2010’s, over a decade in

Every once in a while, with carefully stabilized attention, I catch a vivid, gestalt glimpse of the entirety of my sense of self, everything that is me, the hopes, fears, longings, struggling, from just outside, all at once. Far from the usual self-criticism, self-flagellation, there is only compassion in this intimate glimpse of the entirety of a person’s (my) present, conscious state.

2010’s, over a decade in

With carefully stabilized attention, I search with my “inner peripheral vision.” I tenuously, manage to find and place my attention on my sense of “I.” I hold my peripheral attention on that “I sensation” for long seconds. I exhaust it, deplete it. Finally, I relax. And that sense of “I” is gone. I feel hollow, like a shell. Self-referential cognition goes into a void, or “grounds out.” Any thought that has “me” involved hits that void and doesn’t continue on. It’s very scary. “Oh, shit,” what’s left thinks. “Now I’ve done it,” it says on autopilot. The part of me on autopilot figures that it’ll probably fade. And it does, after ten minutes. I decide not to try that ever again.

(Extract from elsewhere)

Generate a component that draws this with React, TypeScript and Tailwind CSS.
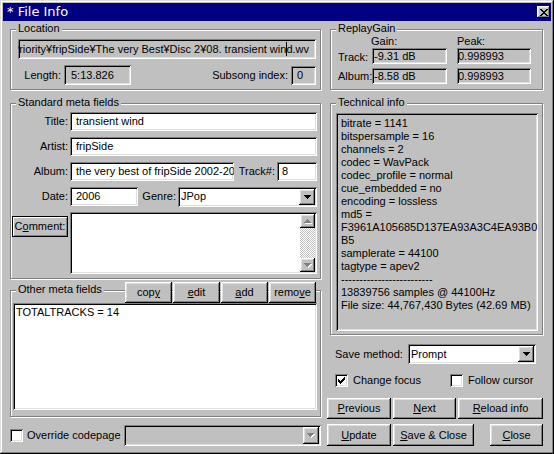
import React from 'react';

// Win98 style 3D edges
const sunken =
  'shadow-[inset_1px_1px_0_#808080,inset_-1px_-1px_0_#ffffff,inset_2px_2px_0_#000000,inset_-2px_-2px_0_#dfdfdf]';
const raised =
  'shadow-[inset_-1px_-1px_0_#000000,inset_1px_1px_0_#ffffff,inset_-2px_-2px_0_#808080,inset_2px_2px_0_#dfdfdf]';

function Pixels({ rows, color, shadow }: { rows: string[]; color: string; shadow?: string }) {
  const w = rows[0].length + (shadow ? 1 : 0);
  const h = rows.length + (shadow ? 1 : 0);
  const cells: React.ReactNode[] = [];
  rows.forEach((r, y) =>
    r.split('').forEach((c, x) => {
      if (c === 'x') {
        if (shadow) cells.push(<rect key={`s${x}-${y}`} x={x + 1} y={y + 1} width={1} height={1} fill={shadow} />);
      }
    })
  );
  rows.forEach((r, y) =>
    r.split('').forEach((c, x) => {
      if (c === 'x') cells.push(<rect key={`${x}-${y}`} x={x} y={y} width={1} height={1} fill={color} />);
    })
  );
  return (
    <svg width={w} height={h} viewBox={`0 0 ${w} ${h}`} shapeRendering="crispEdges">
      {cells}
    </svg>
  );
}

const downArrow = ['xxxxxxx', '.xxxxx.', '..xxx..', '...x...'];
const upArrow = ['...x...', '..xxx..', '.xxxxx.', 'xxxxxxx'];
const checkMark = ['......x', '.....xx', 'x...xxx', 'xx.xxx.', 'xxxxx..', '.xxx...', '..x....'];
const closeX = ['xx....xx', '.xx..xx.', '..xxxx..', '...xx...', '..xxxx..', '.xx..xx.', 'xx....xx'];

function Group({ label, className, children }: { label: string; className: string; children?: React.ReactNode }) {
  return (
    <div className={`relative border border-[#808080] shadow-[inset_1px_1px_0_#ffffff,1px_1px_0_#ffffff] ${className}`}>
      <span className="absolute left-[5px] top-[-8px] bg-[#c0c0c0] px-[2px] leading-[13px] whitespace-nowrap">{label}</span>
      {children}
    </div>
  );
}

function Edit({ value, className, gray }: { value: React.ReactNode; className: string; gray?: boolean }) {
  return (
    <div
      className={`flex items-center overflow-hidden whitespace-nowrap ${gray ? 'bg-[#c0c0c0]' : 'bg-white'} ${sunken} ${className}`}
    >
      {value}
    </div>
  );
}

function Combo({ value, className, disabled }: { value: string; className: string; disabled?: boolean }) {
  return (
    <div className={`flex items-stretch p-[2px] ${disabled ? 'bg-[#c0c0c0]' : 'bg-white'} ${sunken} ${className}`}>
      <span className="flex flex-1 items-center pl-[1px]">{value}</span>
      <div className={`flex w-[16px] items-center justify-center bg-[#c0c0c0] ${raised}`}>
        {disabled ? <Pixels rows={downArrow} color="#808080" shadow="#ffffff" /> : <Pixels rows={downArrow} color="#000000" />}
      </div>
    </div>
  );
}

function Btn({ children, className }: { children: React.ReactNode; className: string }) {
  return (
    <div className={`flex items-center justify-center whitespace-nowrap bg-[#c0c0c0] ${raised} ${className}`}>{children}</div>
  );
}

function Check({ checked }: { checked?: boolean }) {
  return (
    <div className={`flex h-[13px] w-[13px] shrink-0 items-center justify-center bg-white ${sunken}`}>
      {checked && <Pixels rows={checkMark} color="#000000" />}
    </div>
  );
}

function Label({ children, className }: { children: React.ReactNode; className: string }) {
  return <span className={`whitespace-nowrap text-right ${className}`}>{children}</span>;
}

const techLines = [
  'bitrate = 1141',
  'bitspersample = 16',
  'channels = 2',
  'codec = WavPack',
  'codec_profile = normal',
  'cue_embedded = no',
  'encoding = lossless',
  'md5 =',
  'F3961A105685D137EA93A3C4EA93B0',
  'B5',
  'samplerate = 44100',
  'tagtype = apev2',
  '-------------------------',
  '13839756 samples @ 44100Hz',
  'File size: 44,767,430 Bytes (42.69 MB)',
];

export default function App() {
  return (
    <div className="h-[454px] w-[554px] overflow-hidden bg-[#c0c0c0] p-[3px] font-['Liberation_Sans',Arial,sans-serif] text-[11px] leading-[13px] text-black shadow-[inset_-1px_-1px_0_#000000,inset_1px_1px_0_#dfdfdf,inset_-2px_-2px_0_#808080,inset_2px_2px_0_#ffffff]">
      {/* Title bar */}
      <div className="flex h-[18px] items-center bg-[#000080] pl-[4px] pr-[1px]">
        <span className="flex-1 font-['DejaVu_Sans',sans-serif] text-[13px] leading-[18px] text-white">* File Info</span>
        <div className={`flex h-[12px] w-[13px] items-center justify-center bg-[#c0c0c0] ${raised}`}>
          <Pixels rows={closeX} color="#000000" />
        </div>
      </div>

      <div className="flex">
        {/* Left column */}
        <div className="ml-[7px] flex w-[311px] flex-col">
          <Group label="Location" className="mt-[8px] h-[61px]">
            <Edit
              gray
              className="ml-[7px] mt-[9px] h-[20px] w-[298px] justify-end pr-[7px]"
              value={
                <span>
                  Priority¥fripSide¥The very Best¥Disc 2¥08. transient win
                  <span className="relative">
                    <span className="absolute left-0 top-[-1px] h-[14px] w-px bg-black" />
                  </span>
                  d.wv
                </span>
              }
            />
            <div className="mt-[6px] flex h-[20px] items-center">
              <Label className="w-[50px]">Length:</Label>
              <Edit gray className="ml-[3px] h-[20px] w-[67px] pl-[7px]" value="5:13.826" />
              <span className="flex-1" />
              <Label className="">Subsong index:</Label>
              <Edit gray className="ml-[3px] mr-[4px] h-[19px] w-[25px] pl-[6px]" value="0" />
            </div>
          </Group>

          <Group label="Standard meta fields" className="mt-[13px] h-[176px]">
            <div className="pt-[8px]">
              <div className="flex h-[19px] items-center">
                <Label className="w-[57px]">Title:</Label>
                <Edit className="ml-[2px] h-[19px] w-[247px] pl-[6px]" value="transient wind" />
              </div>
              <div className="mt-[6px] flex h-[19px] items-center">
                <Label className="w-[57px]">Artist:</Label>
                <Edit className="ml-[2px] h-[19px] w-[247px] pl-[6px]" value="fripSide" />
              </div>
              <div className="mt-[6px] flex h-[19px] items-center">
                <Label className="w-[57px]">Album:</Label>
                <Edit className="ml-[2px] h-[19px] w-[164px] pl-[6px]" value="the very best of fripSide 2002-2006" />
                <Label className="w-[41px]">Track#:</Label>
                <Edit className="ml-[2px] h-[19px] w-[40px] pl-[5px]" value="8" />
              </div>
              <div className="mt-[6px] flex h-[19px] items-center">
                <Label className="w-[57px]">Date:</Label>
                <Edit className="ml-[2px] h-[19px] w-[68px] pl-[6px]" value="2006" />
                <Label className="w-[38px]">Genre:</Label>
                <Combo className="ml-[2px] h-[20px] w-[139px]" value="JPop" />
              </div>
              <div className="mt-[6px] flex h-[62px]">
                <div className="w-[59px]">
                  <div className="ml-[1px] mt-[4px] h-[21px] w-[56px] border border-black">
                    <div className="flex h-full items-center justify-center shadow-[inset_1px_1px_0_#ffffff,inset_-1px_-1px_0_#808080]">
                      C<u>o</u>mment:
                    </div>
                  </div>
                </div>
                <div className={`flex h-[62px] w-[247px] justify-end bg-white p-[2px] ${sunken}`}>
                  <div className="flex w-[15px] flex-col">
                    <div className={`flex h-[14px] items-center justify-center bg-[#c0c0c0] ${raised}`}>
                      <Pixels rows={upArrow} color="#808080" shadow="#ffffff" />
                    </div>
                    <div className="flex-1 bg-[repeating-conic-gradient(#ffffff_0_25%,#c0c0c0_0_50%)] bg-[length:2px_2px]" />
                    <div className={`flex h-[14px] items-center justify-center bg-[#c0c0c0] ${raised}`}>
                      <Pixels rows={downArrow} color="#808080" shadow="#ffffff" />
                    </div>
                  </div>
                </div>
              </div>
            </div>
          </Group>

          <Group label="Other meta fields" className="mt-[11px] h-[127px]">
            <div className="absolute right-[4px] top-[-9px] flex h-[21px] gap-[1px]">
              <Btn className="w-[47px]">
                cop<u>y</u>
              </Btn>
              <Btn className="w-[47px]">
                <u>e</u>dit
              </Btn>
              <Btn className="w-[47px]">
                <u>a</u>dd
              </Btn>
              <Btn className="w-[47px]">
                remo<u>v</u>e
              </Btn>
            </div>
            <div className={`ml-[2px] mt-[12px] h-[107px] w-[304px] bg-white pl-[3px] pt-[3px] ${sunken}`}>TOTALTRACKS = 14</div>
          </Group>

          <div className="mt-[8px] flex h-[21px] items-center">
            <Check />
            <span className="ml-[4px] whitespace-nowrap">Override codepage</span>
            <Combo disabled className="ml-auto h-[21px] w-[197px]" value="" />
          </div>
        </div>

        {/* Right column */}
        <div className="ml-[6px] flex w-[216px] flex-col">
          <Group label="ReplayGain" className="ml-[3px] mt-[8px] h-[61px] w-[213px]">
            <div className="mt-[5px] flex h-[13px]">
              <span className="w-[40px]" />
              <span className="w-[86px]">Gain:</span>
              <span>Peak:</span>
            </div>
            <div className="flex h-[16px] items-center">
              <span className="mt-[3px] w-[41px] pl-[7px]">Track:</span>
              <Edit gray className="h-[16px] w-[75px] pl-[2px]" value="-9.31 dB" />
              <Edit gray className="ml-[10px] h-[16px] w-[74px] pl-[1px]" value="0.998993" />
            </div>
            <div className="mt-[4px] flex h-[16px] items-center">
              <span className="mt-[1px] w-[41px] pl-[7px]">Album:</span>
              <Edit gray className="h-[16px] w-[75px] pl-[2px]" value="-8.58 dB" />
              <Edit gray className="ml-[10px] h-[16px] w-[74px] pl-[1px]" value="0.998993" />
            </div>
          </Group>

          <Group label="Technical info" className="ml-[3px] mt-[13px] h-[232px] w-[213px]">
            <div className={`ml-[5px] mt-[9px] h-[218px] w-[202px] bg-[#c0c0c0] pl-[5px] pt-[4px] ${sunken}`}>
              {techLines.map((l) => (
                <div key={l} className="h-[13px] whitespace-nowrap">
                  {l}
                </div>
              ))}
            </div>
          </Group>

          <div className="mt-[9px] flex h-[20px] items-center pl-[8px]">
            <span className="w-[73px] whitespace-nowrap">Save method:</span>
            <Combo className="h-[20px] w-[128px]" value="Prompt" />
          </div>

          <div className="mt-[10px] flex h-[13px] items-center pl-[8px]">
            <div className="flex w-[115px] items-center">
              <Check checked />
              <span className="ml-[5px] whitespace-nowrap">Change focus</span>
            </div>
            <Check />
            <span className="ml-[5px] whitespace-nowrap">Follow cursor</span>
          </div>

          <div className="mt-[11px] flex h-[21px]">
            <Btn className="w-[64px]">
              <u>P</u>revious
            </Btn>
            <Btn className="ml-[2px] w-[63px]">
              <u>N</u>ext
            </Btn>
            <Btn className="ml-[2px] w-[85px]">
              <u>R</u>eload info
            </Btn>
          </div>
          <div className="mt-[5px] flex h-[22px]">
            <Btn className="w-[64px]">
              <u>U</u>pdate
            </Btn>
            <Btn className="ml-[2px] w-[81px]">
              <u>S</u>ave &amp; Close
            </Btn>
            <Btn className="ml-auto w-[53px]">
              <u>C</u>lose
            </Btn>
          </div>
        </div>
      </div>
    </div>
  );
}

Past five years to now-ish

Work continues with Eugene Gendlin’s Focusing and Focusing-Oriented Psychotherapy, Jay Earley’s explication of Richard Schwartz’s Internal Family Systems Therapy, Bruce Ecker and Laurel Hulley’s Depth Oriented Brief Therapy or Coherence Therapy. Profound and apparently permanent changes continue to occur with respect to feelings, beliefs, and behavior with regard to self and world. Lots of stuff is better, so much better, easier, less painful, possible when before it was impossible, for me. I suspect that meditation makes all this stuff work better. Often, I engage in these practices partially nonverbally, by mental action and feel, yet methodically and precisely. I don’t feel limited by words or “solid concepts,” I can work with innumerable, interpenetrating, amorphous, “meaning.” If most people have access to, say, three dimensions of mental space, I feel like I have access to more, like I can more in more directions. And I feel like I can shake free of concepts and approaches more easily and make large jumps within my inner space.

Now-ish

I feel like reflection and meta-monitoring is more likely to occur moment-to-moment in my life. It seems easier to record and take things in and adjust what I’m doing before, during, and after I do it, regardless of how ambiguous or ill-defined that “thing” I’m doing is. It also seems easier to “go with the flow” and let intuitive action take over, at least in some circumstances.

Now-ish

Emotions sometimes rage through me (connected to occurrences and life situations), unbearably strong, yet not: waves upon waves, ebbing and receding, fear, doubt, uncertainty, disappointment, frustration, desperation, sick horror regarding my own life and the state of the world. None of it cuts to the bone. I can let it happen, I can experience it fully. I know it will pass. It’s like I rest in deep water while the storm rages above. I can experience it fully, I can be it and not be it at the same time. I can act decisively and viciously while keeping perspective on how much current situation X matters and doesn’t matter in the grand scheme of my life. There is space and spaciousness within which to rage, without losing perspective or spiraling out of control. Stronger and stronger emotion is safe. And sometimes there is a soft warmth, a luxurious vacation feeling, a sense of appreciation and gratitude, and I can relax into it, bask in it, and experience it fully.

Now-ish

I listen to myself when my self has something to communicate, and I make sure my self feels heard: “Yes, you’ve got it, message received.”